In an enterprise capacity, however, these models are untrustworthy as the underlying data processing governance and controls are nonexistent.

“There is too high a risk that generative AI models will produce a hallucination,” he cautions. 

From Bruce’s perspective, the fluency and flexibility – and allure – of GenAI stems from its access to society’s collective intelligence.

“But the breadth of the public internet also introduces the risk of hallucination and inaccuracy,” he adds. “Constrain the training dataset and the bot will be less risky, but also less capable and less fluent.”       

He says the beauty and allure of the technology is its impressive ability to sound smart, which is dangerous in a business situation.

“You could be unknowingly introducing inaccuracies into decision-making,” he notes. “To be effective, generative models should be fine-tuned on domain-specific data catalogs and their output should be reviewed by humans. They can accelerate human work but not yet safely perform it solo.”

Bruce explains CDOs, CTOs, or CIOs all play a role in implementing an AI adoption strategy, noting stakeholders include all functions.
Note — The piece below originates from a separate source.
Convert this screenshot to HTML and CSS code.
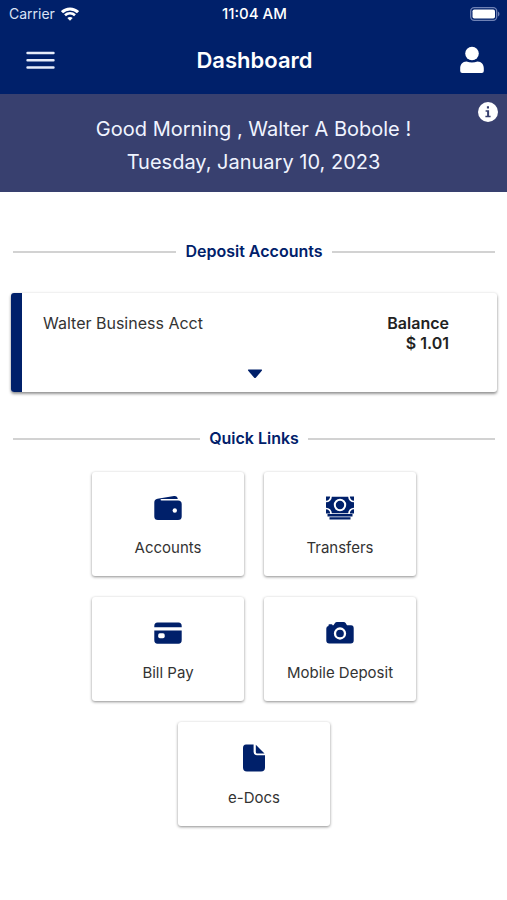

“We are likely to see movement first in the CMO function, which is far more data-driven and ideally positioned as a function of the multi-channel customer-driven journeys that emerged over the past 20 years,” he says. 

Randy Leblanc, vice president of data analytics with Altair, says in many organizations, the same teams who were responsible for data analytics initiatives focused on enterprise data, data visualization, data exploration and data automation are now focused on bringing in AI. 
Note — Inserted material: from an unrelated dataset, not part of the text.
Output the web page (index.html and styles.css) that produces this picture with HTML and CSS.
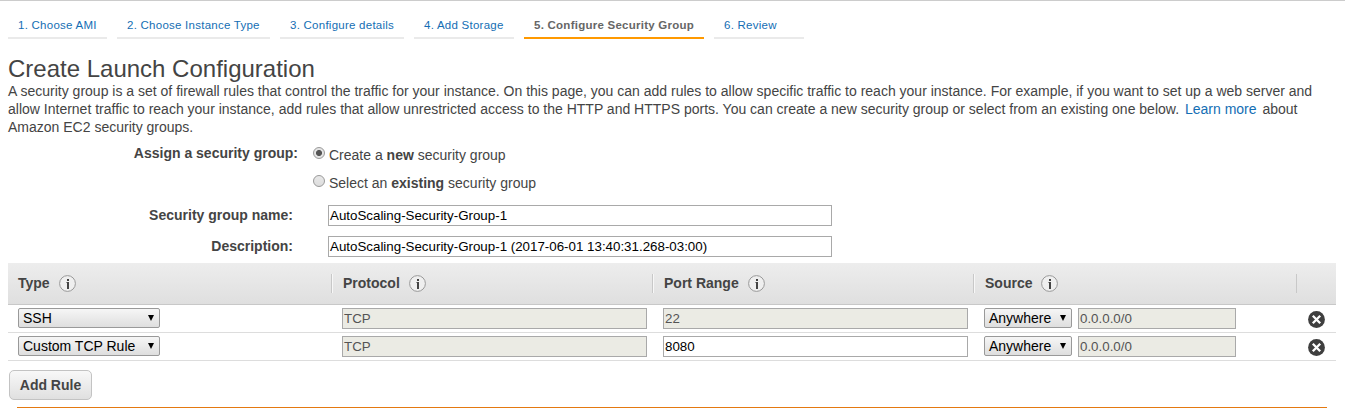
FILE: index.html
```html
<!DOCTYPE html>
<html lang="en">
<head>
<meta charset="utf-8">
<title>Create Launch Configuration</title>
<link rel="stylesheet" href="styles.css">
</head>
<body>
<svg class="defs" width="0" height="0">
  <symbol id="info" viewBox="0 0 17 17"><circle cx="8.500" cy="8.500" r="7.900" fill="#efefef" stroke="#999"/><path d="M8 4h2v2H8zM8 7h2v7H8z" fill="#444"/><path d="M7 7h1v1H7z" fill="#999"/></symbol>
  <symbol id="remove" viewBox="0 0 17 17"><circle cx="8.500" cy="8.500" r="8.400" fill="#3f3f3f"/><path d="M4.800 4.800l7.400 7.400M12.200 4.800l-7.400 7.400" stroke="#fff" stroke-width="2.300"/></symbol>
</svg>
<nav class="steps">
  <a class="step s1"><span>1. Choose AMI</span></a>
  <a class="step s2"><span>2. Choose Instance Type</span></a>
  <a class="step s3"><span>3. Configure details</span></a>
  <a class="step s4"><span>4. Add Storage</span></a>
  <a class="step s5 active"><span>5. Configure Security Group</span></a>
  <a class="step s6"><span>6. Review</span></a>
</nav>
<main>
  <h1><span>Create Launch Configuration</span></h1>
  <p class="intro">
    <span class="line">A security group is a set of firewall rules that control the traffic for your instance. On this page, you can add rules to allow specific traffic to reach your instance. For example, if you want to set up a web server and</span>
    <span class="line">allow Internet traffic to reach your instance, add rules that allow unrestricted access to the HTTP and HTTPS ports. You can create a new security group or select from an existing one below. <a class="more">Learn more</a> about</span>
    <span class="line">Amazon EC2 security groups.</span>
  </p>
  <section class="form">
    <div class="form-row assign">
      <b class="label">Assign a security group:</b>
      <div class="choices">
        <div class="choice"><i class="radio on"></i><span>Create a <b>new</b> security group</span></div>
        <div class="choice"><i class="radio"></i><span>Select an <b>existing</b> security group</span></div>
      </div>
    </div>
    <div class="form-row"><b class="label short">Security group name:</b><div class="field wide">AutoScaling-Security-Group-1</div></div>
    <div class="form-row"><b class="label short">Description:</b><div class="field wide">AutoScaling-Security-Group-1 (2017-06-01 13:40:31.268-03:00)</div></div>
  </section>
  <section class="rules">
    <div class="grid head">
      <div class="cell">Type <svg class="info"><use href="#info"/></svg></div>
      <div class="cell">Protocol <svg class="info"><use href="#info"/></svg></div>
      <div class="cell">Port Range <svg class="info"><use href="#info"/></svg></div>
      <div class="cell">Source <svg class="info"><use href="#info"/></svg></div>
      <div class="cell"></div>
    </div>
    <div class="grid row">
      <div class="cell"><div class="select type">SSH<i class="arrow"></i></div></div>
      <div class="cell"><div class="field off">TCP</div></div>
      <div class="cell"><div class="field off">22</div></div>
      <div class="cell"><div class="select">Anywhere<i class="arrow"></i></div><div class="field off cidr">0.0.0.0/0</div></div>
      <div class="cell"><svg class="remove"><use href="#remove"/></svg></div>
    </div>
    <div class="grid row">
      <div class="cell"><div class="select type">Custom TCP Rule<i class="arrow"></i></div></div>
      <div class="cell"><div class="field off">TCP</div></div>
      <div class="cell"><div class="field">8080</div></div>
      <div class="cell"><div class="select">Anywhere<i class="arrow"></i></div><div class="field off cidr">0.0.0.0/0</div></div>
      <div class="cell"><svg class="remove"><use href="#remove"/></svg></div>
    </div>
  </section>
  <div class="add">Add Rule</div>
  <div class="rule-line"></div>
</main>
</body>
</html>
```
FILE: styles.css
```css
* { box-sizing: border-box; }
body { margin: 0; height: 408px; overflow: hidden; background: #fff; color: #444; font: 14px/18px "Liberation Sans", Arial, sans-serif; border-top: 1px solid #ccc; white-space: nowrap; }
.defs { position: absolute; }
.steps { display: flex; gap: 10px; padding: 13px 8px 0; }
.step { height: 25px; padding-left: 10px; border-bottom: 2px solid #eaeaea; color: #146eb4; font-size: 11.5px; letter-spacing: 0.25px; line-height: 22px; }
.active { color: #666; border-color: #f90; font-weight: bold; }
.s1 { width: 99px; }
.s2 { width: 153px; }
.s3 { width: 124px; }
.s4 { width: 100px; }
.s5 { width: 180px; }
.s6 { width: 90px; }
main { padding: 15px 9px 0 8px; }
h1 { margin: 0; padding-top: 1px; height: 28px; font-weight: normal; font-size: 24px; line-height: 28px; }
.intro { margin: 0; }
.line { display: block; letter-spacing: 0.002px; }
.more { color: #146eb4; margin: 0 2px; }
.form-row { display: flex; height: 31px; }
.form-row.assign { height: 69px; padding-top: 8px; }
.label { width: 290px; text-align: right; }
.label.short { width: 285px; margin-right: 35px; padding-top: 1px; }
.choices { padding: 2px 0 0 15px; }
.choice { display: flex; height: 28px; gap: 4px; }
.radio { width: 12px; height: 12px; border: 1px solid #999; border-radius: 50%; background: linear-gradient(#e8e8e8, #ddd); margin-top: 1px; }
.radio.on { background: radial-gradient(circle, #555 0 2.700px, #e4e4e4 3.300px); }
.field { height: 21px; border: 1px solid #a9a9a9; background: #fff; color: #000; font-size: 13.333px; line-height: 20px; padding-left: 1px; width: 305px; }
.field.wide { width: 504px; }
.field.off { background: #ebebe4; color: #545454; }
.field.cidr { width: 158px; margin-left: 6px; }
.form { height: 127px; }
.grid { display: grid; grid-template-columns: 324px 321px 321px 322px 40px; }
.head { height: 42px; background: linear-gradient(#ededed, #dfdfdf); border-bottom: 1px solid #c8c8c8; font-weight: bold; }
.head .cell { display: flex; margin: 11px 0 11px -1px; height: 19px; padding-left: 11px; align-items: flex-start; border-left: 1px solid #c8c8c8; box-shadow: inset 1px 0 #f7f7f7; }
.head .cell:first-child { border: 0; box-shadow: none; }
.head .cell:last-child { margin-left: 0; box-shadow: none; }
.info { width: 17px; height: 17px; margin: 1px 0 0 9px; }
.row { height: 28px; border-bottom: 1px solid #ddd; }
.row .cell { display: flex; padding: 3px 0 0 10px; }
.row .cell:last-child { padding: 6px 0 0 12px; }
.remove { width: 17px; height: 17px; }
.select { display: flex; justify-content: space-between; width: 88px; height: 20px; border: 1px solid #999; border-radius: 2px; background: linear-gradient(#f6f6f6, #dedede); color: #000; padding: 0 4px; line-height: 18px; }
.select.type { width: 142px; }
.arrow { border: 3px solid transparent; border-top: 6px solid #000; border-bottom: 0; margin: 6px 1px 0 0; height: 6px; }
.add { width: 83px; height: 30px; margin: 9px 0 7px 1px; border: 1px solid #c3c3c3; border-radius: 5px; background: linear-gradient(#f8f8f8, #e0e0e0); text-align: center; line-height: 28px; font-weight: bold; }
.rule-line { height: 1px; margin: 0 9px; background: #e47911; }
```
“Sometimes these initiatives are IT lead, either because business stakeholders have already identified the need and tasked IT with fielding a solution, or because IT knows and is providing a capability in front of demand,” he says. 

In several other organizations those tasked with AI adoption are people with innovation titles, or heads of digital transformation for key business processes – Head of Manufacturing 4.0, Head of Digital Transformation – who are driving the initiatives inside key business lines, where other business lines will follow. Bruce adds that while it’s a cliché to say that software has captivated the world, AI is likely to do the same for software.

Exercised correctly – fed with trusted, governed data and overseen by data analysts – it can provide considerable benefits to all aspects of the lifecycle of innovation.

“AI can deliver a degree of customer loyalty and productivity that we’ve never seen before, from the conception and delivery of innovation to providing a deeply personal experience,” Bruce says.